• DATASET SECTION
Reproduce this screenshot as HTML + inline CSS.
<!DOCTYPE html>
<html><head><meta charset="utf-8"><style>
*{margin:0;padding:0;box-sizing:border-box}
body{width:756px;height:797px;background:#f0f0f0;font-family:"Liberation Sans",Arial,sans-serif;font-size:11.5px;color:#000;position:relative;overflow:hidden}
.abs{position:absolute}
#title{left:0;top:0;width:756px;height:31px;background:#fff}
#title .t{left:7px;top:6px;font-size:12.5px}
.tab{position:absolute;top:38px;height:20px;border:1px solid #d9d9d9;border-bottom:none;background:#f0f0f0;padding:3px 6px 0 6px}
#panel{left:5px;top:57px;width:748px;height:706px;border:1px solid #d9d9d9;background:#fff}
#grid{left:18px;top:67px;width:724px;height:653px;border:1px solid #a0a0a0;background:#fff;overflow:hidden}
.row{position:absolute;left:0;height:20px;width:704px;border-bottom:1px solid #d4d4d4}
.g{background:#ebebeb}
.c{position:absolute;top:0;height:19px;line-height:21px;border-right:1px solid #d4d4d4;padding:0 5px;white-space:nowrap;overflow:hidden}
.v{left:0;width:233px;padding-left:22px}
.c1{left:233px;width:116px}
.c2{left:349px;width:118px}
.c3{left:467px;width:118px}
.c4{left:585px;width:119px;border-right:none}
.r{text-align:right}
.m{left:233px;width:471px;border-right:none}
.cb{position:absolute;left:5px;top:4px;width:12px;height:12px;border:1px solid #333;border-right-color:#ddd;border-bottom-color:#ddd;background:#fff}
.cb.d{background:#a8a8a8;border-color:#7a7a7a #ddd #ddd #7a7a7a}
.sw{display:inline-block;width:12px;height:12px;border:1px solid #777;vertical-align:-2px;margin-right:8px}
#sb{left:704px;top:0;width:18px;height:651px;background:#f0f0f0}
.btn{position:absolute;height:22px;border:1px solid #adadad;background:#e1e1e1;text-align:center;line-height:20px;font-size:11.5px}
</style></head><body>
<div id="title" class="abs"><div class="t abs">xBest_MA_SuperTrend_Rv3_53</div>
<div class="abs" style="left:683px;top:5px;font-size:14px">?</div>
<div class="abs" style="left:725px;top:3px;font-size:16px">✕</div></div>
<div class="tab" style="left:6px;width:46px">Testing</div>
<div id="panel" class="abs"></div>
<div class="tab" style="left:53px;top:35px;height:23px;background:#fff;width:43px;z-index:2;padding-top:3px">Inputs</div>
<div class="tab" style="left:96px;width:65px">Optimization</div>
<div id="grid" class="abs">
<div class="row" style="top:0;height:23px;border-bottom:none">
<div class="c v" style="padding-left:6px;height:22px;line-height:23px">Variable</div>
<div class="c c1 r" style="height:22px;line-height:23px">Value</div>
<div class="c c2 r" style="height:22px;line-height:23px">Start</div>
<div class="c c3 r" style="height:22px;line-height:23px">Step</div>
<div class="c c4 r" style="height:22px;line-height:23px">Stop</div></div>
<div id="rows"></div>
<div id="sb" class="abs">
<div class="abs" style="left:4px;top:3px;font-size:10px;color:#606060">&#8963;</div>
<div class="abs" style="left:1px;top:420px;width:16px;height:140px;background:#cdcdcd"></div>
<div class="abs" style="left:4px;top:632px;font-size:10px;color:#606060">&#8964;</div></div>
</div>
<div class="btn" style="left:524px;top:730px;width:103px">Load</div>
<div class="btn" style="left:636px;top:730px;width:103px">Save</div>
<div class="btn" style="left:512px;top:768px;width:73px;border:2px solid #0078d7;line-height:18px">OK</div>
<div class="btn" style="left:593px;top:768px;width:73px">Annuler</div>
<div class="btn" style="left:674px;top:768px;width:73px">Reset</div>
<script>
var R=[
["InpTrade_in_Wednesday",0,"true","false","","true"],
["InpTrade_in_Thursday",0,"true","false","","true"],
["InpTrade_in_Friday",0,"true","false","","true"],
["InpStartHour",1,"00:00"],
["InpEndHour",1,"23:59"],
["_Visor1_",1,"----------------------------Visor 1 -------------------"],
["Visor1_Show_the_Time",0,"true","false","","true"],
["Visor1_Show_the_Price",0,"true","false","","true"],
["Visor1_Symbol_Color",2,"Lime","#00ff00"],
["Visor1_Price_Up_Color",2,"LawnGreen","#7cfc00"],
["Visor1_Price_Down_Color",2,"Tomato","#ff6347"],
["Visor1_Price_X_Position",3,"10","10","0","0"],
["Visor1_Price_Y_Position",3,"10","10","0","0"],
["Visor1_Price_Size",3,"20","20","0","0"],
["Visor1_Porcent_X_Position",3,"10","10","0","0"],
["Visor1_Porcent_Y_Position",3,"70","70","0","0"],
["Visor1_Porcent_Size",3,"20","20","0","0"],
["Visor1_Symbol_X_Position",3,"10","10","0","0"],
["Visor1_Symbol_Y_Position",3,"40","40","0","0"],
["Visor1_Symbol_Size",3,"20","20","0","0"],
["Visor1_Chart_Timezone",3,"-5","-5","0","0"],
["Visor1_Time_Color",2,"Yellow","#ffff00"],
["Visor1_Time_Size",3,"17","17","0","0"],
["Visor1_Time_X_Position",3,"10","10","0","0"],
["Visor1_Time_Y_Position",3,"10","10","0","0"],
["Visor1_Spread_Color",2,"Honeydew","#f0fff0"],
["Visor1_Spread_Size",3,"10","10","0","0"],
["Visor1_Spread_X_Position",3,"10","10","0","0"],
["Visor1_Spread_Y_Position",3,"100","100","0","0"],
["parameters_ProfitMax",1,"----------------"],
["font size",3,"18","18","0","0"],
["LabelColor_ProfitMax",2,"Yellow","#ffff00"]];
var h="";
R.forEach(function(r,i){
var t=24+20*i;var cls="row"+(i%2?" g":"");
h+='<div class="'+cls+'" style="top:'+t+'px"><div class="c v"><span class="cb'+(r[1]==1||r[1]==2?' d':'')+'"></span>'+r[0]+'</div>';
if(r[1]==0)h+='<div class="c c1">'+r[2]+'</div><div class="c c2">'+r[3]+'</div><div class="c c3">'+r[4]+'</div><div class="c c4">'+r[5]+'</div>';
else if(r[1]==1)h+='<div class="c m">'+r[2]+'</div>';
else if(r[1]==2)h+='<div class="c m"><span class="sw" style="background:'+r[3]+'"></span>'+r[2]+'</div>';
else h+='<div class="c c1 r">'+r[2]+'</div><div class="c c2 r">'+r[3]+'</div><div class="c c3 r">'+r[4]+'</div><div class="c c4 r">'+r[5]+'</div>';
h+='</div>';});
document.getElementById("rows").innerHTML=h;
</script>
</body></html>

• BRIEF
Copy out the whole listing exactly; please set it all down.

• TASK RESPONSE
Reproduce this screenshot as HTML + inline CSS.
<!DOCTYPE html>
<html><head><meta charset="utf-8"><style>
*{margin:0;padding:0;box-sizing:border-box}
body{width:756px;height:797px;background:#f0f0f0;font-family:"Liberation Sans",Arial,sans-serif;font-size:11.5px;color:#000;position:relative;overflow:hidden}
.abs{position:absolute}
#title{left:0;top:0;width:756px;height:31px;background:#fff}
#title .t{left:7px;top:6px;font-size:12.5px}
.tab{position:absolute;top:38px;height:20px;border:1px solid #d9d9d9;border-bottom:none;background:#f0f0f0;padding:3px 6px 0 6px}
#panel{left:5px;top:57px;width:748px;height:706px;border:1px solid #d9d9d9;background:#fff}
#grid{left:18px;top:67px;width:724px;height:653px;border:1px solid #a0a0a0;background:#fff;overflow:hidden}
.row{position:absolute;left:0;height:20px;width:704px;border-bottom:1px solid #d4d4d4}
.g{background:#ebebeb}
.c{position:absolute;top:0;height:19px;line-height:21px;border-right:1px solid #d4d4d4;padding:0 5px;white-space:nowrap;overflow:hidden}
.v{left:0;width:233px;padding-left:22px}
.c1{left:233px;width:116px}
.c2{left:349px;width:118px}
.c3{left:467px;width:118px}
.c4{left:585px;width:119px;border-right:none}
.r{text-align:right}
.m{left:233px;width:471px;border-right:none}
.cb{position:absolute;left:5px;top:4px;width:12px;height:12px;border:1px solid #333;border-right-color:#ddd;border-bottom-color:#ddd;background:#fff}
.cb.d{background:#a8a8a8;border-color:#7a7a7a #ddd #ddd #7a7a7a}
.sw{display:inline-block;width:12px;height:12px;border:1px solid #777;vertical-align:-2px;margin-right:8px}
#sb{left:704px;top:0;width:18px;height:651px;background:#f0f0f0}
.btn{position:absolute;height:22px;border:1px solid #adadad;background:#e1e1e1;text-align:center;line-height:20px;font-size:11.5px}
</style></head><body>
<div id="title" class="abs"><div class="t abs">xBest_MA_SuperTrend_Rv3_53</div>
<div class="abs" style="left:683px;top:5px;font-size:14px">?</div>
<div class="abs" style="left:725px;top:3px;font-size:16px">✕</div></div>
<div class="tab" style="left:6px;width:46px">Testing</div>
<div id="panel" class="abs"></div>
<div class="tab" style="left:53px;top:35px;height:23px;background:#fff;width:43px;z-index:2;padding-top:3px">Inputs</div>
<div class="tab" style="left:96px;width:65px">Optimization</div>
<div id="grid" class="abs">
<div class="row" style="top:0;height:23px;border-bottom:none">
<div class="c v" style="padding-left:6px;height:22px;line-height:23px">Variable</div>
<div class="c c1 r" style="height:22px;line-height:23px">Value</div>
<div class="c c2 r" style="height:22px;line-height:23px">Start</div>
<div class="c c3 r" style="height:22px;line-height:23px">Step</div>
<div class="c c4 r" style="height:22px;line-height:23px">Stop</div></div>
<div id="rows"></div>
<div id="sb" class="abs">
<div class="abs" style="left:4px;top:3px;font-size:10px;color:#606060">&#8963;</div>
<div class="abs" style="left:1px;top:420px;width:16px;height:140px;background:#cdcdcd"></div>
<div class="abs" style="left:4px;top:632px;font-size:10px;color:#606060">&#8964;</div></div>
</div>
<div class="btn" style="left:524px;top:730px;width:103px">Load</div>
<div class="btn" style="left:636px;top:730px;width:103px">Save</div>
<div class="btn" style="left:512px;top:768px;width:73px;border:2px solid #0078d7;line-height:18px">OK</div>
<div class="btn" style="left:593px;top:768px;width:73px">Annuler</div>
<div class="btn" style="left:674px;top:768px;width:73px">Reset</div>
<script>
var R=[
["InpTrade_in_Wednesday",0,"true","false","","true"],
["InpTrade_in_Thursday",0,"true","false","","true"],
["InpTrade_in_Friday",0,"true","false","","true"],
["InpStartHour",1,"00:00"],
["InpEndHour",1,"23:59"],
["_Visor1_",1,"----------------------------Visor 1 -------------------"],
["Visor1_Show_the_Time",0,"true","false","","true"],
["Visor1_Show_the_Price",0,"true","false","","true"],
["Visor1_Symbol_Color",2,"Lime","#00ff00"],
["Visor1_Price_Up_Color",2,"LawnGreen","#7cfc00"],
["Visor1_Price_Down_Color",2,"Tomato","#ff6347"],
["Visor1_Price_X_Position",3,"10","10","0","0"],
["Visor1_Price_Y_Position",3,"10","10","0","0"],
["Visor1_Price_Size",3,"20","20","0","0"],
["Visor1_Porcent_X_Position",3,"10","10","0","0"],
["Visor1_Porcent_Y_Position",3,"70","70","0","0"],
["Visor1_Porcent_Size",3,"20","20","0","0"],
["Visor1_Symbol_X_Position",3,"10","10","0","0"],
["Visor1_Symbol_Y_Position",3,"40","40","0","0"],
["Visor1_Symbol_Size",3,"20","20","0","0"],
["Visor1_Chart_Timezone",3,"-5","-5","0","0"],
["Visor1_Time_Color",2,"Yellow","#ffff00"],
["Visor1_Time_Size",3,"17","17","0","0"],
["Visor1_Time_X_Position",3,"10","10","0","0"],
["Visor1_Time_Y_Position",3,"10","10","0","0"],
["Visor1_Spread_Color",2,"Honeydew","#f0fff0"],
["Visor1_Spread_Size",3,"10","10","0","0"],
["Visor1_Spread_X_Position",3,"10","10","0","0"],
["Visor1_Spread_Y_Position",3,"100","100","0","0"],
["parameters_ProfitMax",1,"----------------"],
["font size",3,"18","18","0","0"],
["LabelColor_ProfitMax",2,"Yellow","#ffff00"]];
var h="";
R.forEach(function(r,i){
var t=24+20*i;var cls="row"+(i%2?" g":"");
h+='<div class="'+cls+'" style="top:'+t+'px"><div class="c v"><span class="cb'+(r[1]==1||r[1]==2?' d':'')+'"></span>'+r[0]+'</div>';
if(r[1]==0)h+='<div class="c c1">'+r[2]+'</div><div class="c c2">'+r[3]+'</div><div class="c c3">'+r[4]+'</div><div class="c c4">'+r[5]+'</div>';
else if(r[1]==1)h+='<div class="c m">'+r[2]+'</div>';
else if(r[1]==2)h+='<div class="c m"><span class="sw" style="background:'+r[3]+'"></span>'+r[2]+'</div>';
else h+='<div class="c c1 r">'+r[2]+'</div><div class="c c2 r">'+r[3]+'</div><div class="c c3 r">'+r[4]+'</div><div class="c c4 r">'+r[5]+'</div>';
h+='</div>';});
document.getElementById("rows").innerHTML=h;
</script>
</body></html>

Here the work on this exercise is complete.